Robert Murray M’Cheyne said, “What think ye of Christ is the test / To try both your state and your scheme.” That is exactly right. Your answer to Jesus reveals far more than your theology; it reveals your soul.
A Necessary Bridge to the Next Question
If Jesus is truly God the Son in human flesh, then the next question is unavoidable: What did He come to do?
Why did the Holy One enter a fallen world? Why did the sinless One take our nature? Why did the promised Messiah walk the road to rejection, suffering, and death?
The answer leads us to the heart of the gospel: the cross and the resurrection.
Key Scriptures to Read and Meditate On
- John 1:1–14 — The Word was God and became flesh.
- Colossians 1:15–20 — The preeminent Christ, Creator and sustainer.
- Hebrews 1:1–3 — The radiance of God’s glory.
- Philippians 2:5–11 — The humiliation and exaltation of Christ.
- Matthew 16:13–17 — “Who do you say that I am?”
- Mark 2:1–12 — Jesus forgives sins.
- Isaiah 9:6 — The child who is Mighty God.

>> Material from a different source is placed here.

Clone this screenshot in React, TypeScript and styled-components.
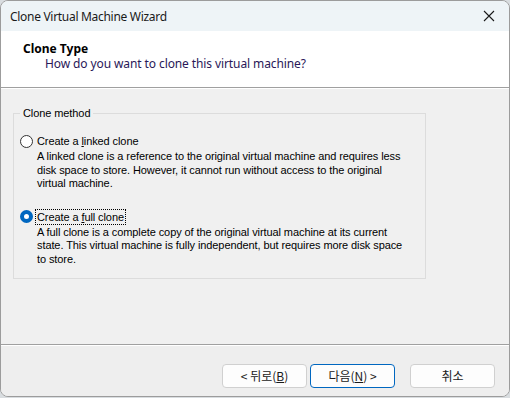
import { createGlobalStyle, styled } from "styled-components";

const GlobalStyle = createGlobalStyle`
  html, body {
    margin: 0;
    padding: 0;
    background: #d9dde0;
  }
`;

const options = [
  {
    label: "Create a ",
    key: "l",
    rest: "inked clone",
    desc: "A linked clone is a reference to the original virtual machine and requires less disk space to store. However, it cannot run without access to the original virtual machine.",
    checked: false,
  },
  {
    label: "Create a ",
    key: "f",
    rest: "ull clone",
    desc: "A full clone is a complete copy of the original virtual machine at its current state. This virtual machine is fully independent, but requires more disk space to store.",
    checked: true,
  },
];

export default function App() {
  return (
    <>
      <GlobalStyle />
      <Window>
        <TitleBar>
          <TitleText>Clone Virtual Machine Wizard</TitleText>
          <CloseIcon width="12" height="12" viewBox="0 0 12 12">
            <path d="M1 1 L11 11 M11 1 L1 11" stroke="#1a1a1a" strokeWidth="1.1" />
          </CloseIcon>
        </TitleBar>
        <Header>
          <HeaderTitle>Clone Type</HeaderTitle>
          <HeaderSub>How do you want to clone this virtual machine?</HeaderSub>
        </Header>
        <Body>
          <GroupBox>
            <Legend>Clone method</Legend>
            {options.map((o) => (
              <Option key={o.key}>
                <RadioRow>
                  <Radio $checked={o.checked} />
                  <RadioLabel $focused={o.checked}>
                    {o.label}
                    <u>{o.key}</u>
                    {o.rest}
                  </RadioLabel>
                </RadioRow>
                <Desc>{o.desc}</Desc>
              </Option>
            ))}
          </GroupBox>
        </Body>
        <Footer>
          <Button>
            &lt; 뒤로(<u>B</u>)
          </Button>
          <Button $primary>
            다음(<u>N</u>) &gt;
          </Button>
          <CancelButton>취소</CancelButton>
        </Footer>
      </Window>
    </>
  );
}

const Window = styled.div`
  width: 508px;
  height: 395px;
  border: 1px solid #9c9c9c;
  border-radius: 8px;
  overflow: hidden;
  display: flex;
  flex-direction: column;
  background: #f0f0f0;
  font-family: "Noto Sans", "Noto Sans CJK KR", sans-serif;
`;

const TitleBar = styled.div`
  height: 30px;
  flex: none;
  display: flex;
  align-items: center;
  justify-content: space-between;
  padding: 0 14px 0 9px;
  background: #eef4f7;
`;

const TitleText = styled.div`
  font-size: 12px;
  letter-spacing: -0.3px;
  color: #1a1a1a;
`;

const CloseIcon = styled.svg`
  display: block;
`;

const Header = styled.div`
  height: 57px;
  flex: none;
  background: #ffffff;
  padding: 10px 0 0 22px;
  box-sizing: border-box;
  border-bottom: 1px solid #a0a0a0;
  box-shadow: 0 1px 0 #ffffff;
`;

const HeaderTitle = styled.div`
  font-size: 12px;
  font-weight: 700;
  color: #000;
  line-height: 15px;
`;

const HeaderSub = styled.div`
  font-size: 12px;
  letter-spacing: -0.1px;
  color: #2a1858;
  line-height: 15px;
  padding-left: 22px;
`;

const Body = styled.div`
  flex: 1;
  padding: 25px 0 0 12px;
  font-family: "Liberation Sans", "DejaVu Sans", sans-serif;
  font-size: 11px;
  letter-spacing: -0.09px;
  color: #000;
`;

const GroupBox = styled.div`
  position: relative;
  width: 413px;
  height: 166px;
  box-sizing: border-box;
  border: 1px solid #dcdcdc;
  padding: 18px 0 0 6px;
`;

const Legend = styled.div`
  position: absolute;
  top: -7px;
  left: 6px;
  padding: 0 3px;
  background: #f0f0f0;
  line-height: 13px;
`;

const Option = styled.div`
  margin-top: 1px;
  margin-bottom: 18px;
`;

const RadioRow = styled.div`
  display: flex;
  align-items: center;
  height: 16px;
`;

const Radio = styled.span<{ $checked?: boolean }>`
  width: 13px;
  height: 13px;
  box-sizing: border-box;
  border-radius: 50%;
  border: ${(p) => (p.$checked ? "4px solid #0067c0" : "1px solid #333")};
  background: #fff;
  margin-right: 3px;
`;

const RadioLabel = styled.span<{ $focused?: boolean }>`
  outline: ${(p) => (p.$focused ? "1px dotted #000" : "none")};
  padding: 0 1px;
  line-height: 14px;
`;

const Desc = styled.div`
  padding-left: 17px;
  width: 372px;
  line-height: 13.5px;
  margin-top: 1px;
`;

const Footer = styled.div`
  height: 52px;
  flex: none;
  border-top: 1px solid #a0a0a0;
  box-shadow: inset 0 1px 0 #ffffff;
  background: #eeeeee;
  display: flex;
  align-items: flex-start;
  padding: 19px 0 0 221px;
  box-sizing: border-box;
  gap: 3px;
`;

const Button = styled.button<{ $primary?: boolean }>`
  width: 85px;
  height: 24px;
  box-sizing: border-box;
  border-radius: 4px;
  border: 1px solid ${(p) => (p.$primary ? "#0067c0" : "#d0d0d0")};
  background: #fdfdfd;
  font-family: "Noto Sans CJK KR", "Noto Sans", sans-serif;
  font-size: 12px;
  color: #1a1a1a;
  padding: 0;
  line-height: 20px;
`;

const CancelButton = styled(Button)`
  margin-left: 12px;
`;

- Isaiah 53 — The suffering Servant.
- Luke 24:25–27, 44–47 — All Scripture points to Christ.
Reflection Questions
- Have you thought of Jesus mainly as a teacher, example, or helper rather than as the divine Son and only Savior?
- Are your views of Jesus shaped more by Scripture or by culture, sentiment, and preference?

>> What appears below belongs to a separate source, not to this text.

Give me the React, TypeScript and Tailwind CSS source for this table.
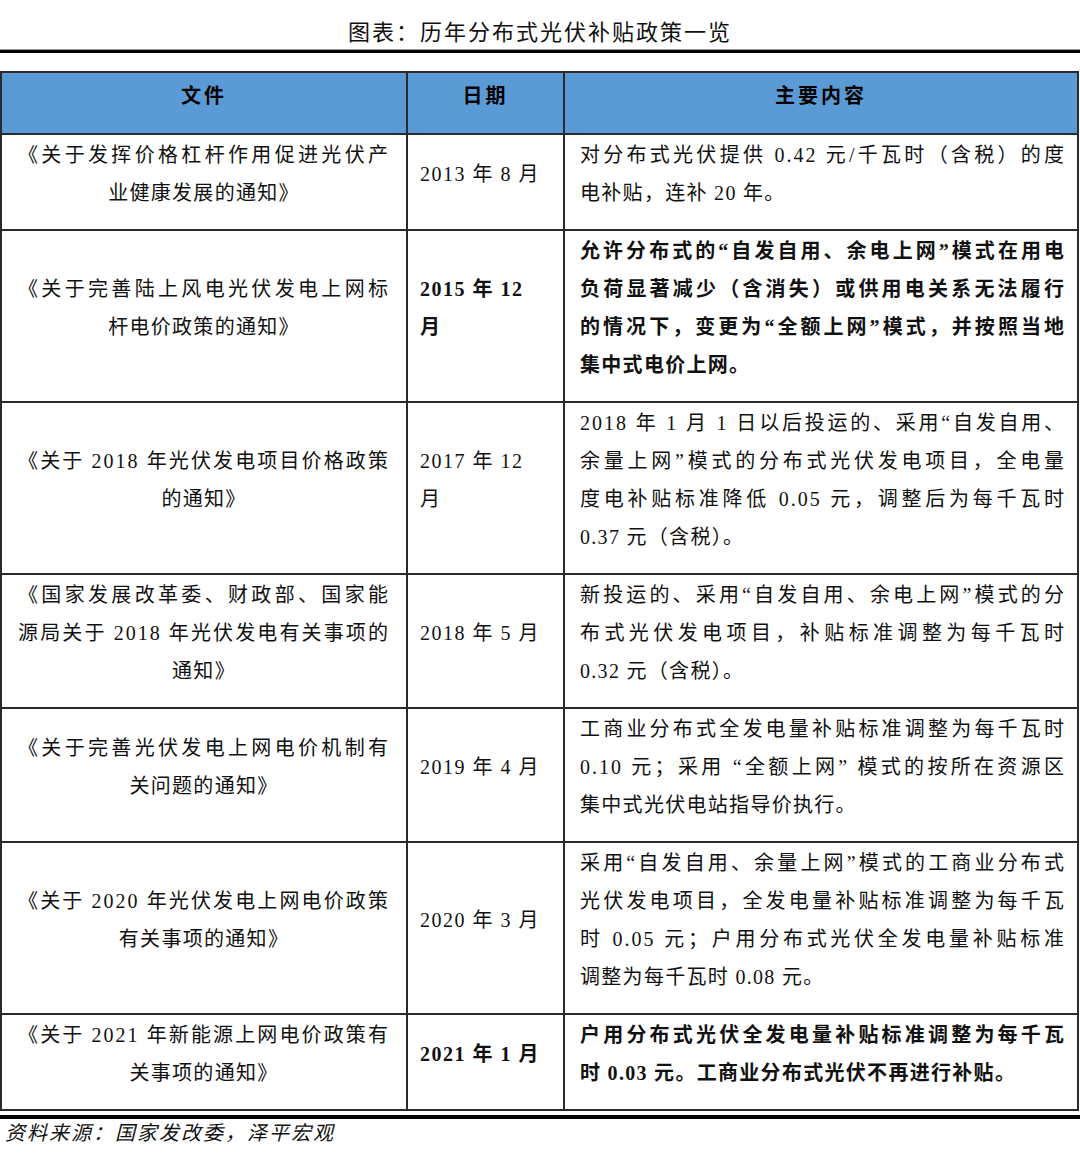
import React from "react";

type Row = {
  doc: string[];
  date: string[];
  body: string[];
  bold?: boolean;
};

const rows: Row[] = [
  {
    doc: ["《关于发挥价格杠杆作用促进光伏产", "业健康发展的通知》"],
    date: ["2013 年 8 月"],
    body: ["对分布式光伏提供 0.42 元/千瓦时（含税）的度", "电补贴，连补 20 年。"],
  },
  {
    doc: ["《关于完善陆上风电光伏发电上网标", "杆电价政策的通知》"],
    date: ["2015 年 12", "月"],
    body: [
      "允许分布式的“自发自用、余电上网”模式在用电",
      "负荷显著减少（含消失）或供用电关系无法履行",
      "的情况下，变更为“全额上网”模式，并按照当地",
      "集中式电价上网。",
    ],
    bold: true,
  },
  {
    doc: ["《关于 2018 年光伏发电项目价格政策", "的通知》"],
    date: ["2017 年 12", "月"],
    body: [
      "2018 年 1 月 1 日以后投运的、采用“自发自用、",
      "余量上网”模式的分布式光伏发电项目，全电量",
      "度电补贴标准降低 0.05 元，调整后为每千瓦时",
      "0.37 元（含税）。",
    ],
  },
  {
    doc: ["《国家发展改革委、财政部、国家能", "源局关于 2018 年光伏发电有关事项的", "通知》"],
    date: ["2018 年 5 月"],
    body: [
      "新投运的、采用“自发自用、余电上网”模式的分",
      "布式光伏发电项目，补贴标准调整为每千瓦时",
      "0.32 元（含税）。",
    ],
  },
  {
    doc: ["《关于完善光伏发电上网电价机制有", "关问题的通知》"],
    date: ["2019 年 4 月"],
    body: [
      "工商业分布式全发电量补贴标准调整为每千瓦时",
      "0.10 元；采用 “全额上网” 模式的按所在资源区",
      "集中式光伏电站指导价执行。",
    ],
  },
  {
    doc: ["《关于 2020 年光伏发电上网电价政策", "有关事项的通知》"],
    date: ["2020 年 3 月"],
    body: [
      "采用“自发自用、余量上网”模式的工商业分布式",
      "光伏发电项目，全发电量补贴标准调整为每千瓦",
      "时 0.05 元；户用分布式光伏全发电量补贴标准",
      "调整为每千瓦时 0.08 元。",
    ],
  },
  {
    doc: ["《关于 2021 年新能源上网电价政策有", "关事项的通知》"],
    date: ["2021 年 1 月"],
    body: ["户用分布式光伏全发电量补贴标准调整为每千瓦", "时 0.03 元。工商业分布式光伏不再进行补贴。"],
    bold: true,
  },
];

const cell = "flex items-center border-r-2 border-b-2 border-[#2b2b2b] pt-[1px] pb-[17px]";
// full lines are spread to the cell edge, the last line keeps its natural spacing
const full = "tracking-[2px] text-justify [text-align-last:justify]";

function Lines({ lines, lastClass }: { lines: string[]; lastClass: string }) {
  return (
    <>
      {lines.map((l, i) => (
        <div key={i} className={i < lines.length - 1 ? full : lastClass}>
          {l}
        </div>
      ))}
    </>
  );
}

export default function App() {
  return (
    <div className="w-[1080px] bg-white text-[#111] [font-family:'Liberation_Serif','Noto_Sans_CJK_SC',serif]">
      <div className="h-[49px] pt-[20px] text-center text-[22px] leading-[26px] tracking-[2px]">
        图表：历年分布式光伏补贴政策一览
      </div>
      <div className="h-[1px] bg-[#9a9a9a]" />
      <div className="h-[3px] bg-black" />
      <div className="h-[18px]" />

      <div className="grid grid-cols-[406px_157px_1fr] w-[1079px] border-l-2 border-t-2 border-[#2b2b2b] text-[20px]">
        {["文件", "日期", "主要内容"].map((h) => (
          <div
            key={h}
            className="h-[62px] flex items-center justify-center pb-[14px] border-r-2 border-b-2 border-[#2b2b2b] bg-[#5b9bd5] font-bold tracking-[3px] text-black"
          >
            {h}
          </div>
        ))}

        {rows.map((r, idx) => (
          <React.Fragment key={idx}>
            <div className={cell}>
              <div className="w-full px-[16px] leading-[38px]">
                <Lines lines={r.doc} lastClass="text-center tracking-[1.3px]" />
              </div>
            </div>
            <div className={cell}>
              <div className={`w-full pl-[12px] leading-[38px] tracking-[1.5px] ${r.bold ? "font-bold" : ""}`}>
                {r.date.map((d, i) => (
                  <div key={i}>{d}</div>
                ))}
              </div>
            </div>
            <div className={cell}>
              <div className={`w-full pl-[15px] pr-[11px] leading-[38px] ${r.bold ? "font-bold" : ""}`}>
                <Lines lines={r.body} lastClass="text-left tracking-[1.3px]" />
              </div>
            </div>
          </React.Fragment>
        ))}
      </div>

      <div className="h-[4px]" />
      <div className="h-[4px] bg-black" />
      <div className="pl-[5px] text-[20px] leading-[28px] tracking-[2px] italic">
        资料来源：国家发改委，泽平宏观
      </div>
    </div>
  );
}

- Why does it matter that Jesus is both fully God and fully man?
- Do you admire Jesus from a distance, or have you come to Him as Lord?
- If Jesus is truly who He claimed to be, what right do you have to remain neutral?
Final Warning and Invitation
Do not shrink Jesus down to a size your natural heart finds manageable.
A manageable Jesus cannot save you. A merely inspiring Jesus cannot reconcile you to God. A Jesus of your own making cannot bear the weight of your soul.
But the Jesus revealed in Scripture—the eternal Word, the promised Messiah, the Son of God in human flesh—is mighty to save.
Look at Him carefully. Hear Him honestly. And do not answer His question lightly.
Your hope depends on getting Jesus right.